An Italian-Swiss waitress in Berlin who took her day off work to also drive us around and see the sights (also became a close friend).
I could go on and on...
So, if you're thinking about going to Europe, or worried about what they think of us, don't be TOO worried. They DO hate our government, but they're willing to give people a chance. In a year and a half of travel, we never got dirty looks or open scorn or rudeness or anything negative at all (except for the break-in, which I'm still getting over, because all they took was my laptop, and I lost forty pages of writing when my microdrive backup conveniently failed).
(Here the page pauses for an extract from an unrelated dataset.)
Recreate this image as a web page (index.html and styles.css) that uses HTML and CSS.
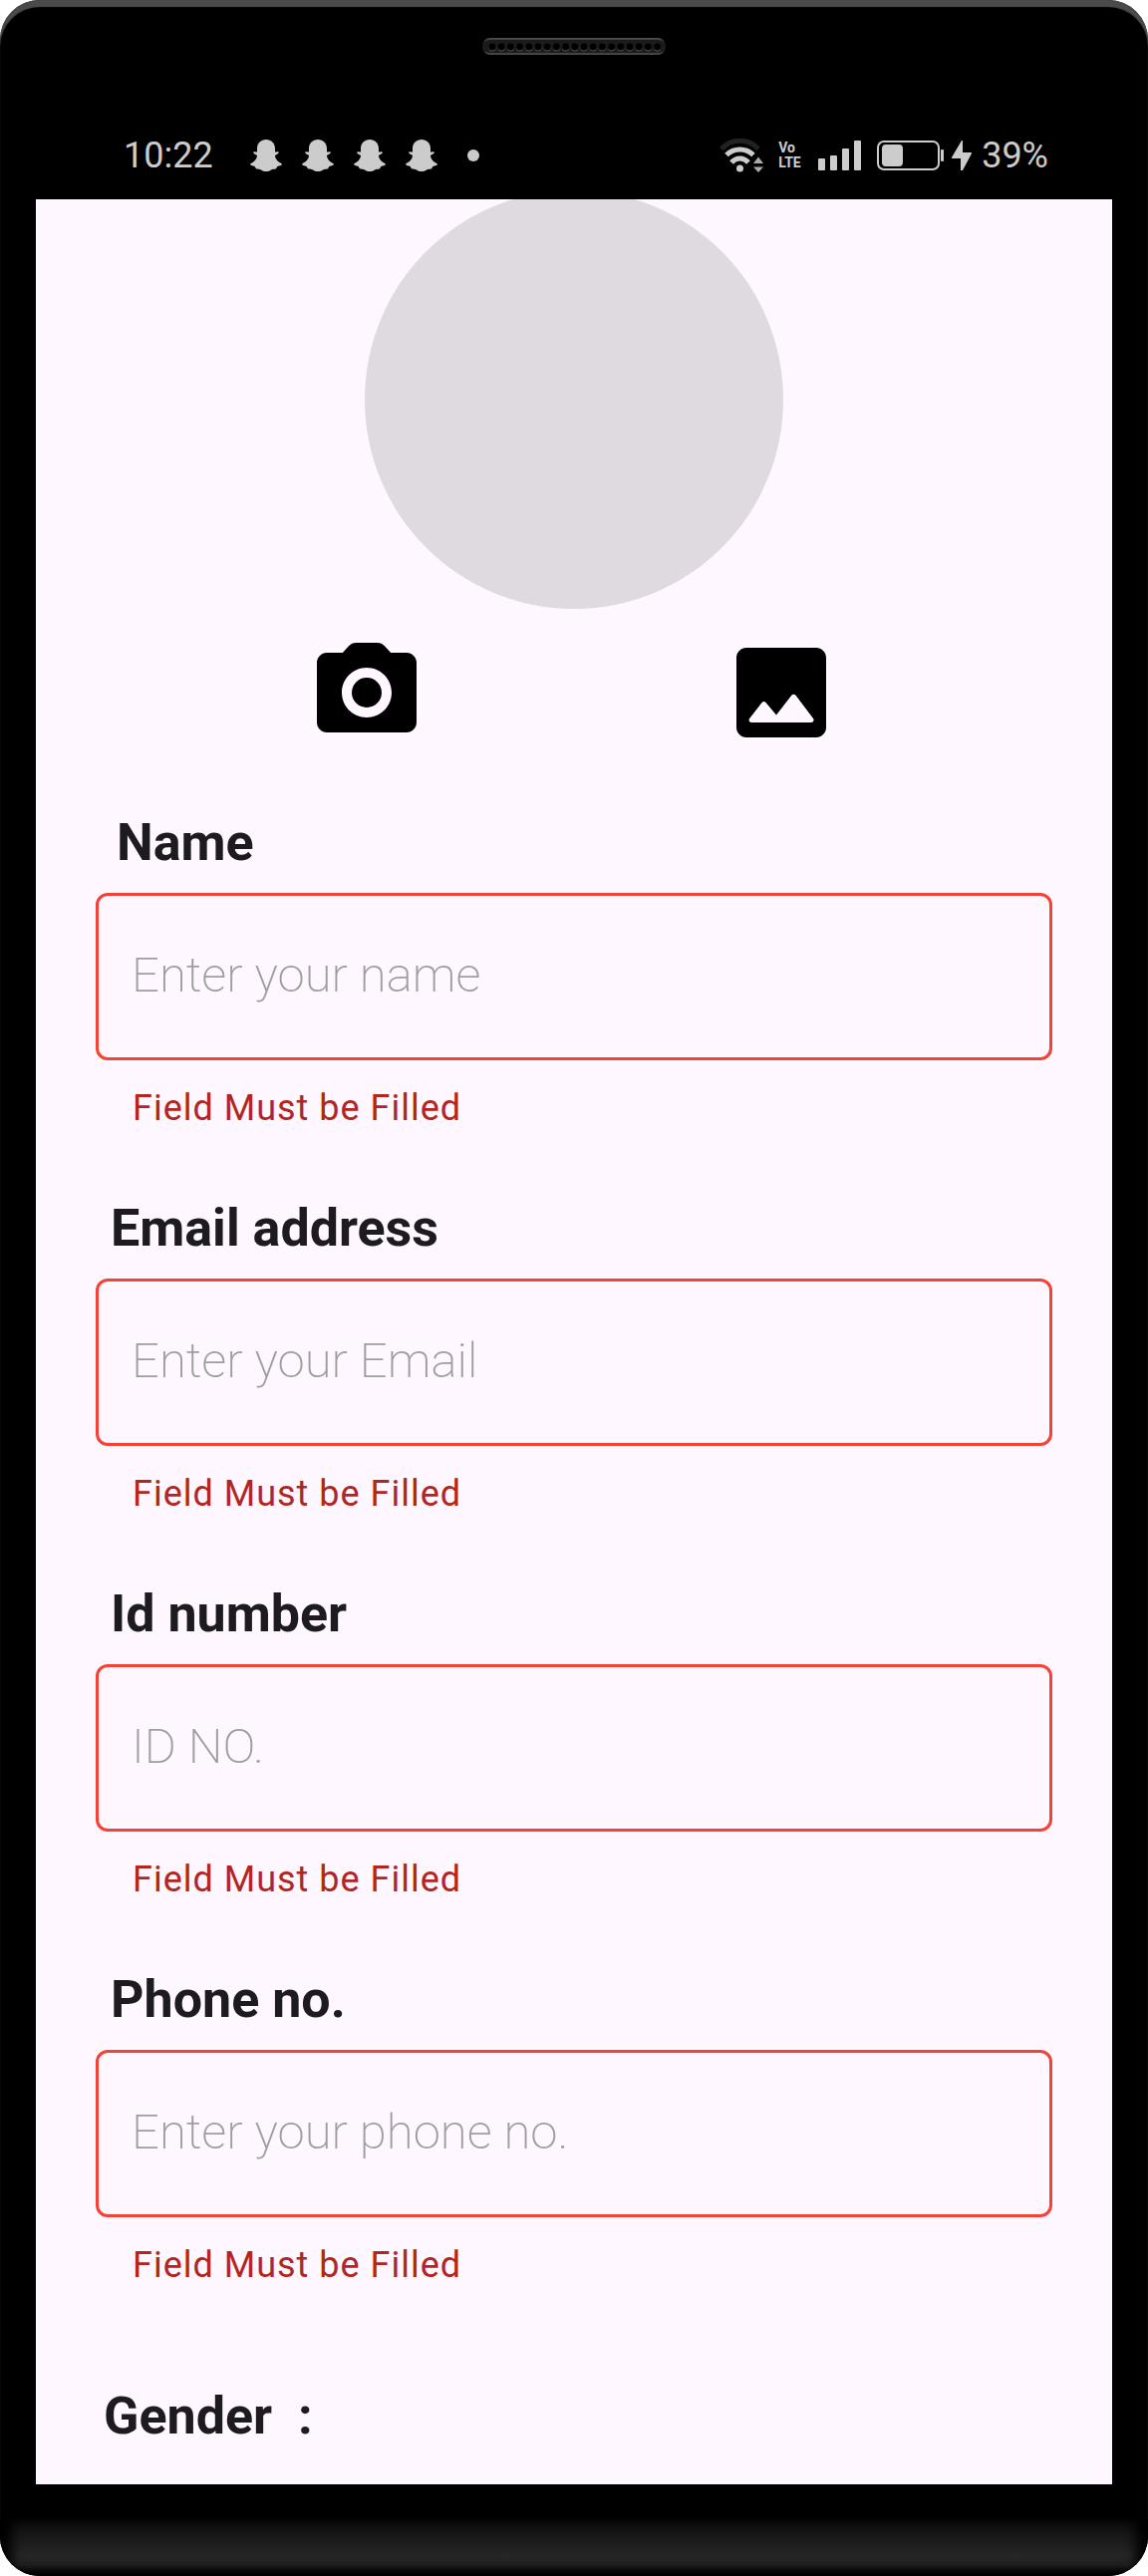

And in all that time, we met exactly TWO people who liked Bush- a Belgian, in Nice, where we stopped for exactly one day, to see the Chagall and Matisse museums, and who likes Bush because he WANTS chaos and destruction- with great prescience he also told us France would soon break out in violent riots, and he hoped it would be as bad as the 1790s!; and an Italian accountant in Rome, a friend of a friend, who must have been reading our right wing websites or watching Faux News, because all he could spew were fact-challenged repug talking point- while his French wife quietly apologized to mine with the explanation that they had never talked politics before marrying...
Moving forward, I have little doubt that a Democratic president and Congress can quickly heal the damage with Europe, and hopefully enlist their aid in solving the catastrophes in the Middle East. They WANT to like us, they WANT to trust us, and the DESPERATELY want us to use our unprecedented power to show some international leadership!